Since the early days of my faith journey, I have been enamored with the book of Psalms.

There’s something magical about someone’s ability to tell a story through verse. So, whenever I use a Lectionary for any purpose, the Psalter selection for that Sunday is the first scripture I read.

The Psalter reading for this week of Advent is Psalm 72:1-7 and 18-19. I always wondered why those who built the liturgical year didn’t just focus on verses 1-7; why add the tag at the end of the psalm?

Wouldn’t it be enough to focus on verses 1-7 where it foretells of one who will save the needy and smite the oppressors? Jumping to the end of the psalm to give praise to God almost feels out of place here.

That’s when I have to remind myself that the book of Psalms is a book of songs, and that songs don’t function the same way stories do.

When I was younger, I studied music. I was an aspiring clarinet player who originally went to college to pursue a career in music.

In my first semester, I had the opportunity to take an intro-level music theory class. Playing music was one thing; learning how composers pieced music together was a completely different undertaking. It was one of the hardest classes I’ve ever taken, but I’m thankful for the experience.

Learning how composition works put words to something I knew intuitively from playing clarinet for so many years but had never been able to articulate.

The best musical pieces aren’t the ones that sound predictable; any musician worth their salt knows that. The best songs are dramatic. The volume rises and falls, the speed quickens and slows. The variety makes it memorable.

But the best composers know that pieces need dissonance in order to be something truly great. Dissonance is when some notes are clustered together into chords that don’t quite feel natural.

These are the notes that make your hair stand on end – maybe even make you feel a little uncomfortable (think of the background music of any scary part of a movie.); something about the chord is just “off.” Some folks may go so far as to say that the dissonant parts of a song sound harsh, grating or just plain bad.

But the composer doesn’t leave you there. The composer will allow the discomfort to build before arranging the notes into a powerful chord that relieves the tension. Those moments inspire hope to swell within your chest, goosebumps to ripple across your body.

The release of that tension does something within us, allowing us to exhale the breath we didn’t even realize we’d been holding. That’s why composers call that part of the chord progression a “resolution”; the tension gets resolved.

Martin Luther King Jr. once said that “true peace is not merely the absence of tension; it is the presence of justice.” In other words, we can’t get to the resolution until the dissonance has been addressed.

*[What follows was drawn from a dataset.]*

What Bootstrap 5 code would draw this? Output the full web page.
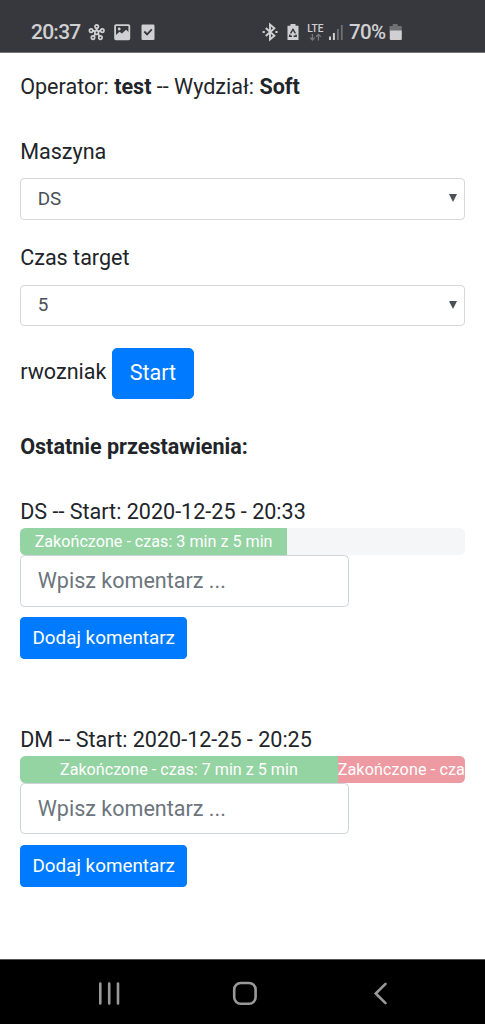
<!DOCTYPE html>
<html lang="pl">
<head>
<meta charset="utf-8">
<meta name="viewport" content="width=device-width, initial-scale=1">
<title>Przestawienia</title>
<link href="https://cdn.jsdelivr.net/npm/bootstrap@5.3.0/dist/css/bootstrap.min.css" rel="stylesheet">
<style>
html { font-size: 21.55px; }
body { font-family: Roboto, "Liberation Sans", sans-serif; color: #212529; height: 1024px; overflow: hidden; background: #fff; }
.status-bar { height: 53px; background: #37383d; color: #d0d0d2; padding: 12px 0 0 31px; border-bottom: 1px solid #77777b; }
.status-bar .clock { font-size: 21px; line-height: 41px; font-weight: 500; letter-spacing: -.75px; width: 57px; }
.status-bar .level { font-size: 20.5px; line-height: 41px; font-weight: 500; letter-spacing: -.7px; width: 40px; margin-left: -1px; }
.page { padding: 17.9px 20.2px 0; }
.form-select, .form-control { border: 1.35px solid #ced4da; border-radius: 4.5px; box-shadow: none; }
.form-select { height: 41.6px; padding: 0 17px 0 16.5px; font-size: .875rem; color: #495057; border-color: #d5d7da; border-radius: 4px;
  background-image: url("data:image/svg+xml,%3Csvg xmlns='http://www.w3.org/2000/svg' viewBox='0 0 8 8'%3E%3Cpath d='M0 0h8L4 8z' fill='%23495057'/%3E%3C/svg%3E");
  background-size: 8px 8px; background-position: right 6.5px top 15px; }
.form-label { margin-bottom: 10.6px; display: block; }
.field-gap { margin-top: 21.6px; }
.line-gap { margin-top: 32.3px; }
.user-name { margin-top: -2px; }
.comment-box { width: 329px; height: 51.3px; padding: 0 16.5px; }
.comment-box::placeholder { color: #6c757d; }
.btn-primary { --bs-btn-bg: #007bff; --bs-btn-border-color: #007bff; --bs-btn-border-radius: 5px; }
.btn-start { width: 82px; height: 51.3px; padding: 0; margin-left: 5.5px; }
.btn-sm { height: 41.6px; width: 167px; padding: 0; --bs-btn-border-radius: 4px; margin-top: 10.8px; }
.progress { height: 27px; border-radius: 5.4px; font-size: 16.15px; background: #f4f6f8; }
.progress-bar { padding-top: 1px; }
.bar-ok { background: #94d3a2; }
.bar-late { background: #ee9aa2; letter-spacing: .12px; }
.entry { height: 227.7px; }
.nav-bar { height: 65px; background: #000; border-top: 1px solid #555; }
</style>
</head>
<body class="d-flex flex-column">
<header class="status-bar d-flex flex-shrink-0">
  <span class="clock">20:37</span>
  <svg width="174" height="40" viewBox="88 12 174 40" fill="none" stroke="#d0d0d2" stroke-width="1.7">
    <path d="M96.7 32v-4M96.7 32l4-1.2M96.7 32l-4-1.2M96.7 32l2.8 4M96.7 32l-2.8 4" stroke-width="2"/>
    <circle cx="96.7" cy="26.5" r="1.7"/><circle cx="102.3" cy="30.6" r="1.7"/><circle cx="91.1" cy="30.6" r="1.7"/><circle cx="100.4" cy="37.6" r="1.7"/><circle cx="93" cy="37.6" r="1.7"/><circle cx="96.7" cy="32.5" r="1.8" fill="#37383d"/>
    <rect x="115.1" y="25.2" width="14.2" height="14.2" rx=".8" stroke-width="1.8"/>
    <path d="M116 35l3.5-3.2 2.5 1.6 4-3.6 3.3 2.8v6.4H116z" fill="#d0d0d2" stroke="none"/><circle cx="119.2" cy="29" r="1.4" fill="#d0d0d2" stroke="none"/>
    <rect x="141.5" y="24.5" width="13" height="15.5" rx="1.2" fill="#d0d0d2" stroke="none"/>
    <path d="M144.3 31.5l2.8 2.9 4.7-5" stroke="#37383d" stroke-width="1.8"/>
  </svg>
  <svg width="88" height="40" viewBox="262 12 88 40" fill="none" stroke="#d0d0d2" stroke-width="1.9">
    <path d="M265.8 28l8.6 7.8-4.4 3.6V24.6l4.4 3.6-8.6 7.8"/><path d="M262.6 32h2.2M275.4 32h2.2" stroke-width="2.2"/>
    <path d="M290.5 24h5v1.7h3V40h-11V25.7h3z" fill="#d0d0d2" stroke="none"/>
    <path d="M290.6 33.4l2.4-4 2.4 4M296 34.5l.2 1.7h-2.7M292 36.2h-2.4l.5-1.7" stroke="#37383d" stroke-width="1.4"/>
    <text x="307.3" y="31.8" font-size="10" font-weight="500" fill="#d0d0d2" stroke="none" textLength="16.2" lengthAdjust="spacingAndGlyphs">LTE</text>
    <path d="M312.4 34v6M310 37.6l2.4 2.4 2.4-2.4M318.4 40.4v-6M316 36.8l2.4-2.4 2.4 2.4" stroke="#78797d" stroke-width="1.3"/>
    <path d="M330 36.5V40M333.9 33V40" stroke-width="2"/><path d="M337.9 29V40M341.8 25V40" stroke="#707175" stroke-width="1.8"/>
  </svg>
  <span class="level">70%</span>
  <svg width="14" height="40" viewBox="388 12 14 40"><path d="M391.7 24h5v2h4v5H388.5v-5h3.2z" fill="#707175"/><path d="M388.8 30.5h12V39q0 1-1 1h-10q-1 0-1-1z" fill="#d0d0d2"/></svg>
</header>
<main class="page flex-grow-1 overflow-hidden">
  <div>Operator: <b>test</b> -- Wydział: <b>Soft</b></div>
  <div class="line-gap">
    <label class="form-label" for="m">Maszyna</label>
    <select class="form-select" id="m"><option>DS</option></select>
  </div>
  <div class="field-gap">
    <label class="form-label" for="t">Czas target</label>
    <select class="form-select" id="t"><option>5</option></select>
  </div>
  <div class="field-gap d-flex align-items-center">
    <span class="user-name">rwozniak</span><button class="btn btn-primary btn-start">Start</button>
  </div>
  <div class="line-gap fw-bold">Ostatnie przestawienia:</div>
  <section class="entry line-gap">
    <div>DS -- Start: 2020-12-25 - 20:33</div>
    <div class="progress"><div class="progress-bar bar-ok" style="width:60%">Zakończone - czas: 3 min z 5 min</div></div>
    <input class="form-control comment-box" placeholder="Wpisz komentarz ...">
    <button class="btn btn-primary btn-sm">Dodaj komentarz</button>
  </section>
  <section class="entry">
    <div>DM -- Start: 2020-12-25 - 20:25</div>
    <div class="progress"><div class="progress-bar bar-ok" style="width:71.4%">Zakończone - czas: 7 min z 5 min</div><div class="progress-bar bar-late align-items-start" style="width:28.6%">Zakończone - czas: 7 min z 5 min</div></div>
    <input class="form-control comment-box" placeholder="Wpisz komentarz ...">
    <button class="btn btn-primary btn-sm">Dodaj komentarz</button>
  </section>
</main>
<footer class="nav-bar flex-shrink-0">
  <svg class="d-block" width="485" height="63" viewBox="0 960 485 63" fill="none" stroke="#999" stroke-width="2.6" stroke-linecap="round">
    <path d="M100.3 983.5v20M109.2 983.5v20M118 983.5v20"/>
    <rect x="234.2" y="983" width="21.4" height="20.8" rx="6.5"/>
    <path d="M385.5 983.8l-9.8 9.7 9.8 9.7"/>
  </svg>
</footer>
</body>
</html>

Peace is the most beautiful song. But we cannot fool ourselves into believing that peace is simply the absence of dissonance.

We will never know true peace until we reckon with the poison in our society that leads to shootings like the one at Club Q just before Thanksgiving this year.

We will not know peace until we deal with the white supremacy that threatens the lives and prosperity of people of color all over the country.

We will not know peace until we have the courage to face these evils head on – both within society and within ourselves.

Perhaps that is why the author of Psalm 72 starts the piece by begging God to “endow the king with justice” so that the king may “judge people with righteousness” and “save the children and the needy” by “crushing the oppressor.”

The psalmist leads us through verse after verse that describes conflict and tension – dissonance. But we are not left there.

The psalmist describes someone facing that conflict, then includes verses 18 and 19 at the end as a reminder of what’s to come if we commit to push back against the evils of this world: “Praise be to the Lord God, the God of Israel, who alone does marvelous deeds. Praise be to his glorious name forever; may the whole earth be filled with his glory. Amen and Amen.”

The dissonance is resolved. Peace reigns.

The song of peace is unfinished, and we are the composers. How will you handle the dissonance?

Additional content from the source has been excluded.